Gaining Control with Specialized Tools

Beyond your main accounting software, specialized apps can solve specific cash flow headaches. Think of it as building a custom toolkit for your business's unique needs.

Actionable Tools to Explore:

  1. Expense Management Apps: If you have employees, tools like Expensify or Dext make tracking receipts and reimbursements a breeze.
  2. Payment Processors: Platforms like Stripe or Square make it incredibly easy to accept online payments, so cash hits your account in days, not weeks.
  3. Forecasting Software: For businesses ready to level up, tools like Float or Jirav plug into your accounting software to create powerful, forward-looking cash flow projections.

By embracing these tools, you can move from constantly putting out financial fires to building a proactive strategy.

Common Cash flow Mistakes and How to Avoid Them

Running a small business is like spinning plates—it's easy to let one wobble and crash. When it comes to cash flow, a few common mistakes can bring the whole show to a halt. Think of this as your defensive playbook for avoiding unforced errors.

Mixing Personal and Business Finances

This is a financial death trap. Treating your business bank account like a personal piggy bank makes it impossible to know how your company is really doing. It turns tax season into a nightmare and can even put your personal assets at risk.

The Fix (Non-Negotiable):

  • Get a dedicated business bank account. All business income goes in, all business expenses come out. No exceptions.
  • Open a separate business credit card. Use it strictly for business purchases.
  • Pay yourself a real salary. Set up a regular, consistent transfer from your business account to your personal one. Treat yourself like any other employee.

Making Large Investments Without a Plan

It’s easy to get swept up in the excitement of growth. But dropping a huge chunk of cash on a major purchase without a clear plan for how it will pay you back is a massive gamble. A big investment can drain your cash reserves, leaving you exposed if an unexpected bill pops up.

Before you sign any big checks, you absolutely have to calculate the investment's payback period. That’s just a fancy way of asking: "How long will it take for this thing to make enough money to cover its own cost?" If the answer is too long or a total guess, it’s a sign to hit the brakes, delay the purchase, or look into alternatives like leasing.

Ignoring Your Emergency Cash Reserve

Business is never a straight line. A key client pays late. A critical piece of equipment dies. Without a cash cushion, these everyday bumps in the road can turn into full-blown crises. Flying without an emergency fund is like sailing in a storm without a life raft.

Actionable Step: Build a cash reserve that can cover three to six months of essential operating expenses. You don't have to do it all at once. Start by automatically transferring a small percentage of your revenue into a separate savings account each month.

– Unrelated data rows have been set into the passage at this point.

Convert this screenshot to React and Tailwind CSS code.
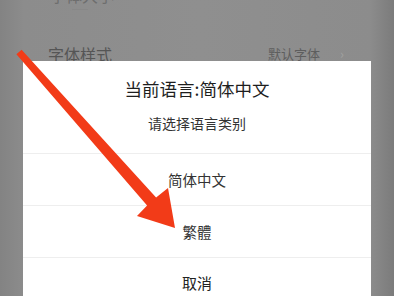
import React from "react";

export default function App() {
  const font = { fontFamily: '"Noto Sans CJK SC", "Noto Sans", sans-serif' };
  return (
    <div
      className="relative w-[394px] h-[296px] overflow-hidden bg-[linear-gradient(90deg,#838383_0px,#8c8c8c_24px,#8f8f8f_200px,#8c8c8c_370px,#7b7b7b_394px)]"
      style={font}
    >
      {/* background settings list */}
      <div className="flex flex-col">
        <div className="h-[14px] relative">
          <div className="pl-[50px] -mt-[13px] text-[16px] leading-[16px] text-[#6e6e6e]">字体大小</div>
          <div className="ml-[72px] mt-[6px] w-[16px] h-[1px] bg-[#888888]" />
        </div>
        <div className="flex items-center h-[52px] mt-[14px] pl-[48px] pr-[50px]">
          <span className="text-[16px] text-[#555555]">字体样式</span>
          <span className="ml-auto text-[13px] text-[#5e5e5e]">默认字体</span>
          <span className="ml-[20px] text-[13px] text-[#a0a0a0]">›</span>
        </div>
      </div>

      {/* dialog */}
      <div className="absolute left-[23px] top-[61px] w-[348px] h-[260px] bg-white flex flex-col">
        <div className="flex flex-col items-center pt-[16px] pb-[20px]">
          <div className="text-[17.5px] leading-[24px] text-[#1e1e1e]">当前语言:简体中文</div>
          <div className="mt-[12px] text-[14px] leading-[20px] text-[#333333]">请选择语言类别</div>
        </div>
        <div className="h-[52px] border-t border-[#eeeeee] flex items-center justify-center text-[14.5px] text-[#333333]">
          简体中文
        </div>
        <div className="h-[52px] border-t border-[#eeeeee] flex items-center justify-center text-[14.5px] text-[#333333]">
          繁體
        </div>
        <div className="h-[52px] border-t border-[#eeeeee] flex items-center justify-center text-[15px] text-[#222222]">
          取消
        </div>
      </div>

      {/* red annotation arrow */}
      <svg className="absolute inset-0" width="394" height="296" viewBox="0 0 394 296">
        <polygon
          points="21.6,49.7 156.1,197.6 168,188 175,228 137,216 147.1,205.6 16.4,54.3"
          fill="#f23b18"
        />
      </svg>
    </div>
  );
}
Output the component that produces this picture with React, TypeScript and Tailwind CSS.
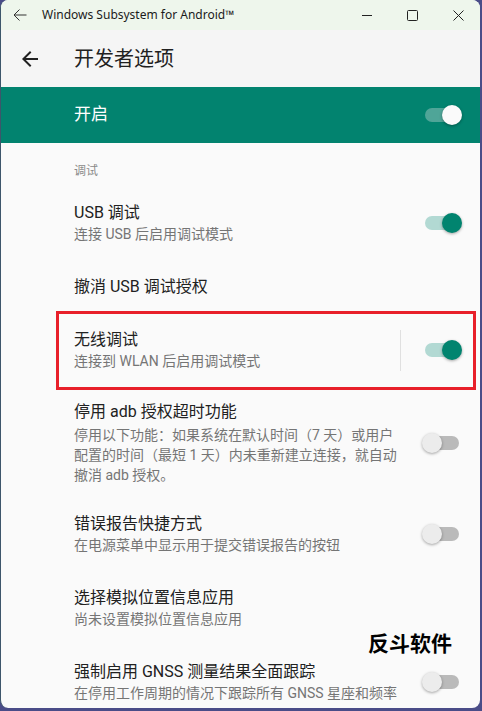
const cjk = "font-['Roboto','Noto_Sans_CJK_SC',sans-serif]";

type Pref = {
    title: string;
    summary?: string;
    toggle?: "on" | "off";
};

const Switch = ({ state }: { state: "on" | "off" | "bar" }) => (
    <div className="relative w-10 h-5 shrink-0">
        <div
            className={`absolute left-[3px] right-[3px] top-[3px] h-[14px] rounded-full ${
                state === "bar" ? "bg-[#4fa598]" : state === "on" ? "bg-[#b2d9d3]" : "bg-[#bababa]"
            }`}
        />
        <div
            className={`absolute top-0 w-5 h-5 rounded-full shadow-[0_1px_3px_rgba(0,0,0,0.35)] ${
                state === "off" ? "left-0 bg-[#ececec]" : "right-0"
            } ${state === "bar" ? "bg-[#fafafa]" : ""} ${state === "on" ? "bg-[#01846f]" : ""}`}
        />
    </div>
);

const Row = ({ pref, divider, pad = "py-4" }: { pref: Pref; divider?: boolean; pad?: string }) => (
    <div className={`flex items-center pl-[73px] ${pad}`}>
        <div className="flex-1 min-w-0">
            <div className="text-[16px] leading-[22px] text-[#212121]">{pref.title}</div>
            {pref.summary && (
                <div className="text-[14px] leading-[20px] text-[#757575]">{pref.summary}</div>
            )}
        </div>
        <div className="w-[80px] h-[41px] shrink-0 flex items-center">
            {divider && <div className="w-px h-[41px] bg-[#e0e0e0]" />}
            {pref.toggle && (
                <div className={divider ? "ml-[21px]" : "ml-[22px]"}>
                    <Switch state={pref.toggle} />
                </div>
            )}
        </div>
    </div>
);

const App = () => {
    return (
        <div className="w-[482px] h-[711px] bg-[#4a4c88] overflow-hidden">
            <div className={`relative w-[480px] h-[708px] rounded-lg overflow-hidden bg-[#fafafa] border-l border-[#3d566b] ${cjk}`}>
                {/* Windows title bar */}
                <div className="h-[30px] bg-[#eef6ec] flex items-center font-['Noto_Sans',sans-serif] text-[12px] text-[#1b1b1b]">
                    <svg width="14" height="12" viewBox="0 0 14 12" className="ml-[12px]" fill="none" stroke="#333" strokeWidth="1">
                        <path d="M13.5 6H1 M6.5 0.5L1 6l5.5 5.5" />
                    </svg>
                    <span className="ml-[15px]">Windows Subsystem for Android™</span>
                    <div className="ml-auto flex items-center">
                        <svg width="10" height="10" viewBox="0 0 10 10" className="mr-[35px]" stroke="#222" strokeWidth="1">
                            <path d="M0 5.5H10" />
                        </svg>
                        <svg width="11" height="11" viewBox="0 0 11 11" className="mr-[35px]" fill="none" stroke="#222" strokeWidth="1">
                            <rect x="0.5" y="0.5" width="10" height="10" rx="1" />
                        </svg>
                        <svg width="11" height="11" viewBox="0 0 11 11" className="mr-[16px]" stroke="#222" strokeWidth="1">
                            <path d="M0.5 0.5L10.5 10.5M10.5 0.5L0.5 10.5" />
                        </svg>
                    </div>
                </div>

                {/* App bar */}
                <div className="h-[57px] bg-[#f5f5f5] flex items-center pl-[17px]">
                    <svg width="24" height="24" viewBox="0 0 24 24" fill="#212121">
                        <path d="M20 11H7.83l5.59-5.59L12 4l-8 8 8 8 1.41-1.41L7.83 13H20v-2z" />
                    </svg>
                    <h1 className="ml-8 text-[20px] text-[#212121]">开发者选项</h1>
                </div>

                {/* Master switch */}
                <div className="h-[56px] bg-[#02836f] flex items-center pl-[73px] pr-[18px]">
                    <span className="flex-1 text-[17px] text-white">开启</span>
                    <Switch state="bar" />
                </div>

                {/* Category */}
                <div className="h-[43px] pl-[73px] pt-[20px] text-[12px] leading-[16px] text-[#8a8a8a]">调试</div>

                <Row pref={{ title: "USB 调试", summary: "连接 USB 后启用调试模式", toggle: "on" }} />
                <Row pref={{ title: "撤消 USB 调试授权" }} pad="py-[6px]" />
                <div className="relative">
                    <Row pref={{ title: "无线调试", summary: "连接到 WLAN 后启用调试模式", toggle: "on" }} divider />
                    <div className="absolute top-[-2px] bottom-[-3px] left-[55px] right-[4px] border-[3px] border-[#e8202a]" />
                </div>
                <div className="flex items-center pl-[73px] pt-[14px] pb-[12px]">
                    <div className="flex-1 min-w-0">
                        <div className="text-[16px] leading-[22px] text-[#212121]">停用 adb 授权超时功能</div>
                        <div className="mt-[2px] text-[14px] leading-[20px] text-[#757575]">
                            停用以下功能：如果系统在默认时间（7 天）或用户配置的时间（最短 1 天）内未重新建立连接，就自动撤消 adb 授权。
                        </div>
                    </div>
                    <div className="w-[80px] shrink-0 pl-[22px]">
                        <Switch state="off" />
                    </div>
                </div>
                <Row pref={{ title: "错误报告快捷方式", summary: "在电源菜单中显示用于提交错误报告的按钮", toggle: "off" }} />
                <Row pref={{ title: "选择模拟位置信息应用", summary: "尚未设置模拟位置信息应用" }} />
                <Row pref={{ title: "强制启用 GNSS 测量结果全面跟踪", summary: "在停用工作周期的情况下跟踪所有 GNSS 星座和频率", toggle: "off" }} />

                {/* watermark */}
                <div className="absolute left-[367px] top-[634px] text-[21px] leading-[21px] font-bold text-black">反斗软件</div>
            </div>
        </div>
    );
};

export default App;
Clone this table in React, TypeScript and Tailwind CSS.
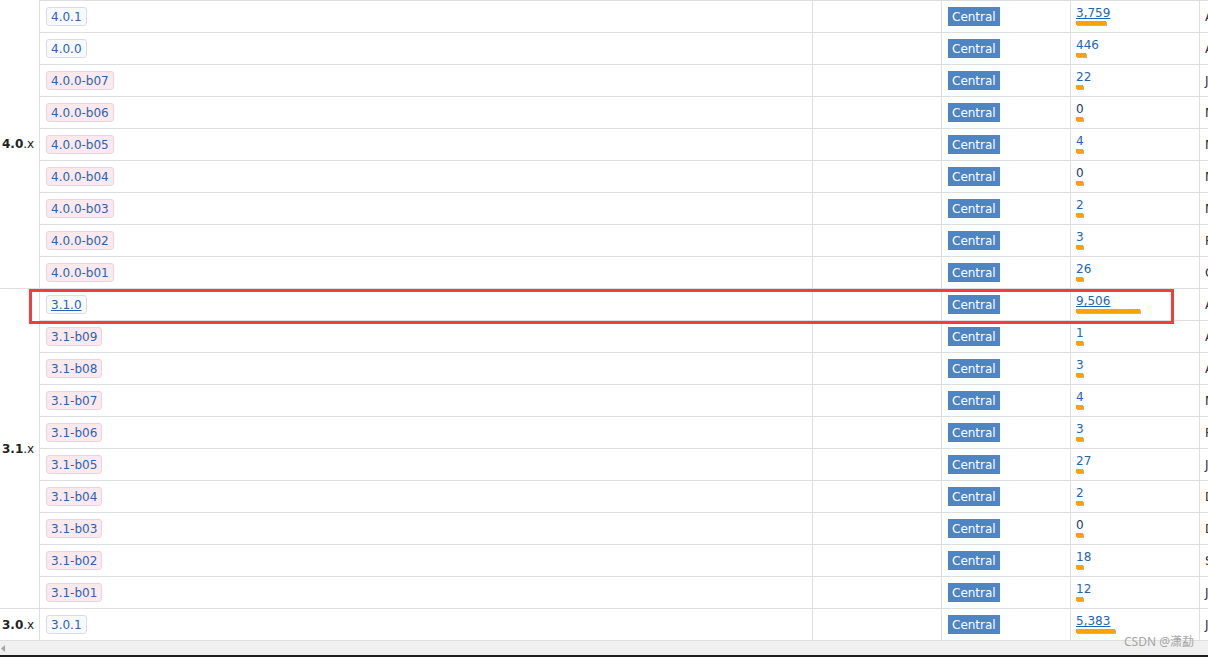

This fund is your ultimate safety net, giving you the peace of mind and stability to ride out any storm.

Answering Your Top Cash Flow Questions

Even when you have a handle on things, questions are bound to pop up. Here are quick, no-nonsense answers to the most common queries.

How Often Should I Check My Cash Flow?

For day-to-day management, a quick weekly check is perfect. This doesn't need to take more than 15-30 minutes. Just review your bank balance, upcoming bills, and expected payments to spot potential issues early.

Once a month, do a more strategic review. This is when you compare your forecast to what actually happened and adjust your plan for the coming months. This simple routine keeps your strategy sharp and grounded in reality.

What Is a Good Cash Flow Margin?

While the "perfect" number varies by industry, a healthy operating cash flow margin for most small businesses is between 10-15%.

A 10% margin means that for every dollar in sales you bring in, you’re successfully turning 10 cents of it into cold, hard cash your business can actually use. Honestly, the most important thing isn't hitting some magic number. It's about consistently tracking this metric and always looking for ways to nudge it upward.

I See a Cash Shortage Coming. What Is My First Move?

If your forecast shows a cash crunch ahead, act immediately. Don't wait. Your first move is a swift, two-pronged attack to create breathing room.

  1. Speed Up Your "Cash In": Get on the phone with your largest overdue accounts. A personal call goes a long way in securing a firm payment commitment.
  2. Slow Down Your "Cash Out": Review your upcoming bills. Reach out to vendors for non-critical expenses and politely ask for a temporary payment extension. Most are willing to work with you if you're proactive.

This dual approach buys you precious time to find a more permanent solution and get back in the driver's seat.